The BoE also published updated economic forecasts. Those forecasts envisage slower GDP growth than previously projected, at 0.75% in 2025 (down from 1.5%), while 2026 growth is forecast at 1.5% (previously 1.25%). Moreover, in addition to the near-term jump of inflation forecast by the BoE, the central bank’s medium-term inflation forecasts were also revised moderately higher. The BoE projects CPI inflation at 2.4% in Q4-2026, with inflation not reaching the 2.0% inflation target until Q4-2027. Keep in mind also these forecasts are based off market implied interest rates that anticipated only a modest further reduction in the policy rate, to a low of around 4%.
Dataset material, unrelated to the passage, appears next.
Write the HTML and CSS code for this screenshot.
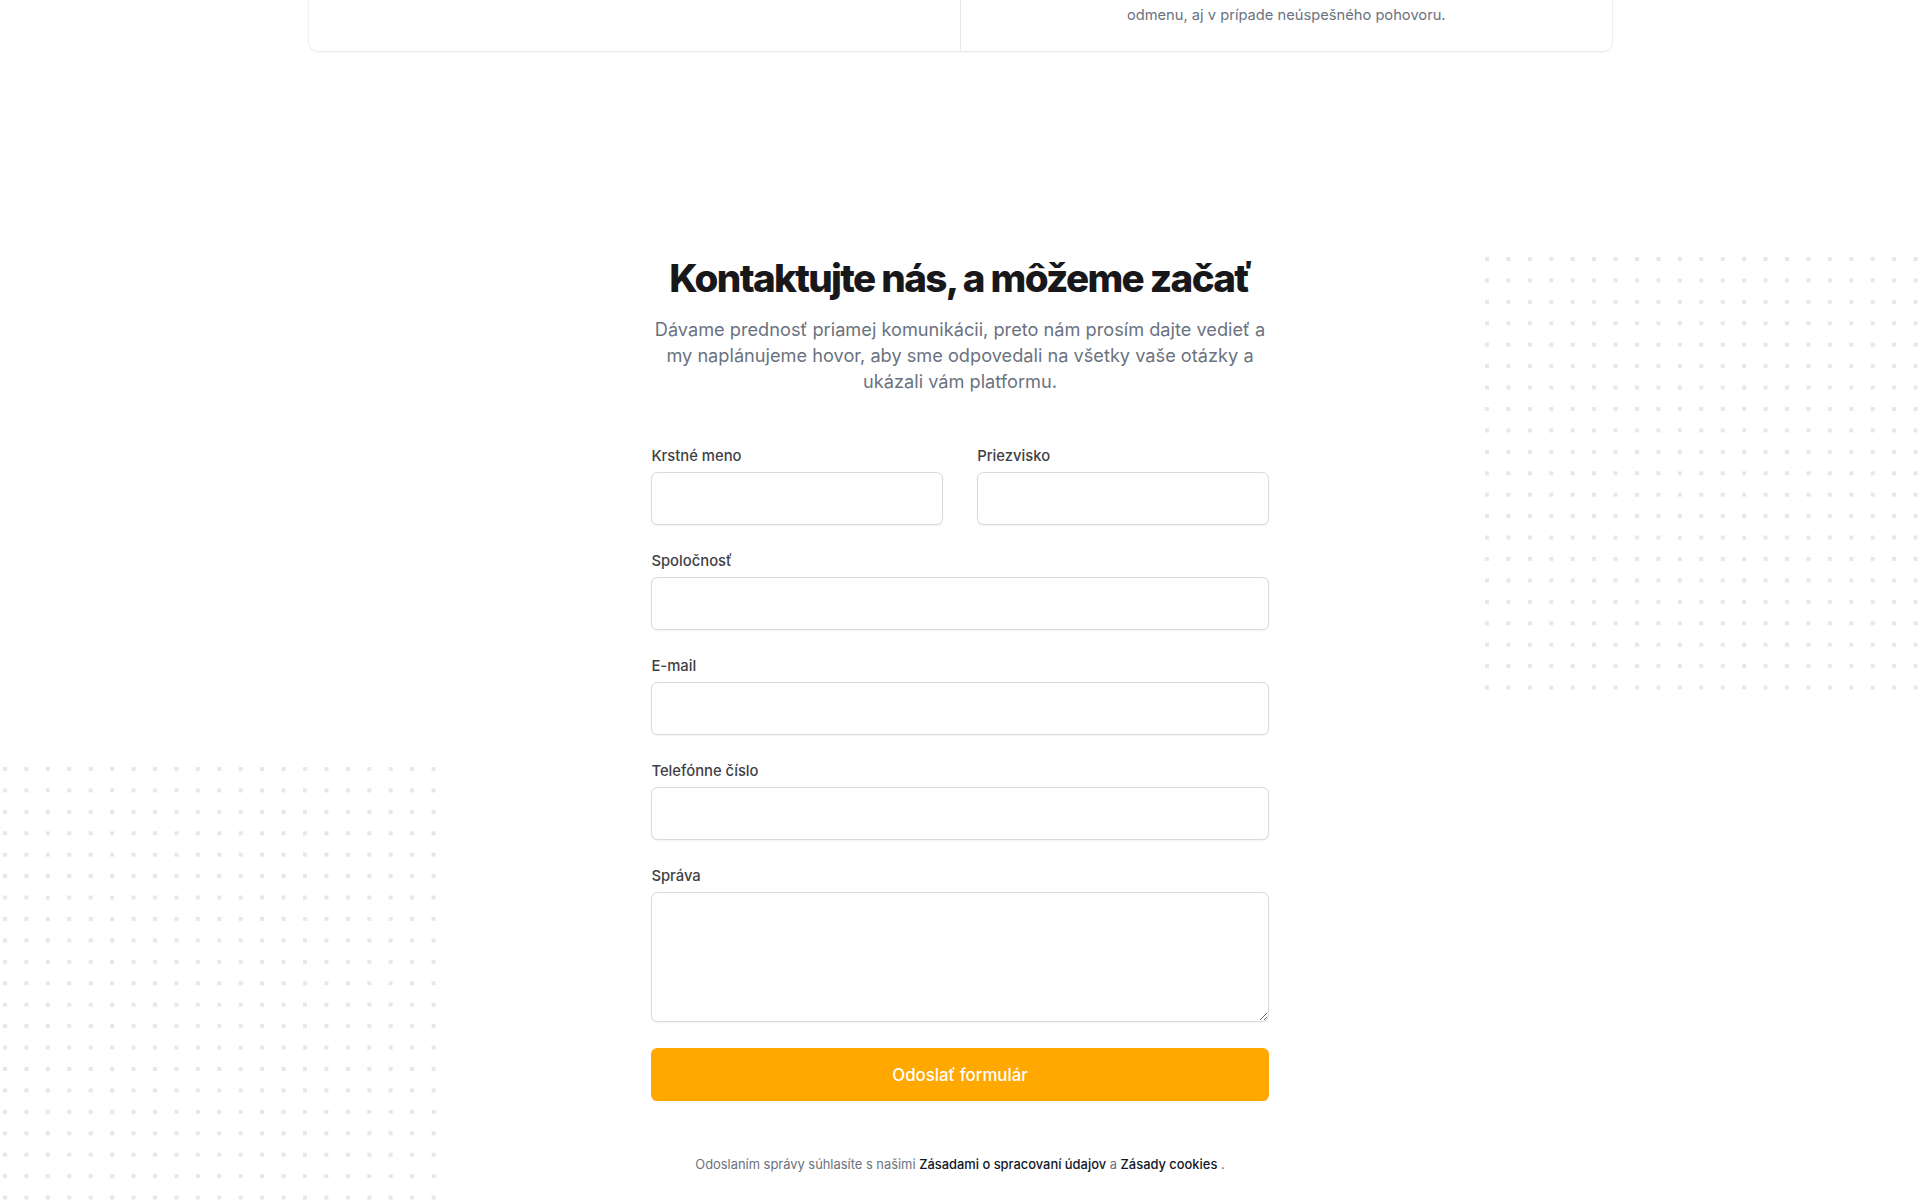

Overall, we view the Bank of England’s commentary and projections as decidedly mixed. On the one hand, the BoE acknowledged progress on disinflation and the weak economic growth environment, while the dissents in favor of a more aggressive rate cut also attracted some attention from market participants. At the same time, the central bank raised its medium-term inflation forecasts, indicative of lingering inflation risks. We view these mixed comments from Bank of England policymakers as very much consistent with a “gradual and careful” approach to monetary easing. Given the slower U.K. growth momentum and being cognizant of downside risks to growth, even with a mixed inflation picture our view remains the BoE will continue with a 25 bps per quarter rate cut pace. We expect 25 bps policy rate reductions in May, August, November and February, with the policy rate expected to reach a low of 3.50% by early 2026. Our outlook for Bank of England rate cuts is only moderately more aggressive than currently expected by market participants. However, combined with weak U.K. economic growth, we still view that as consistent with moderate weakness in the British pound versus the U.S. dollar over the medium term.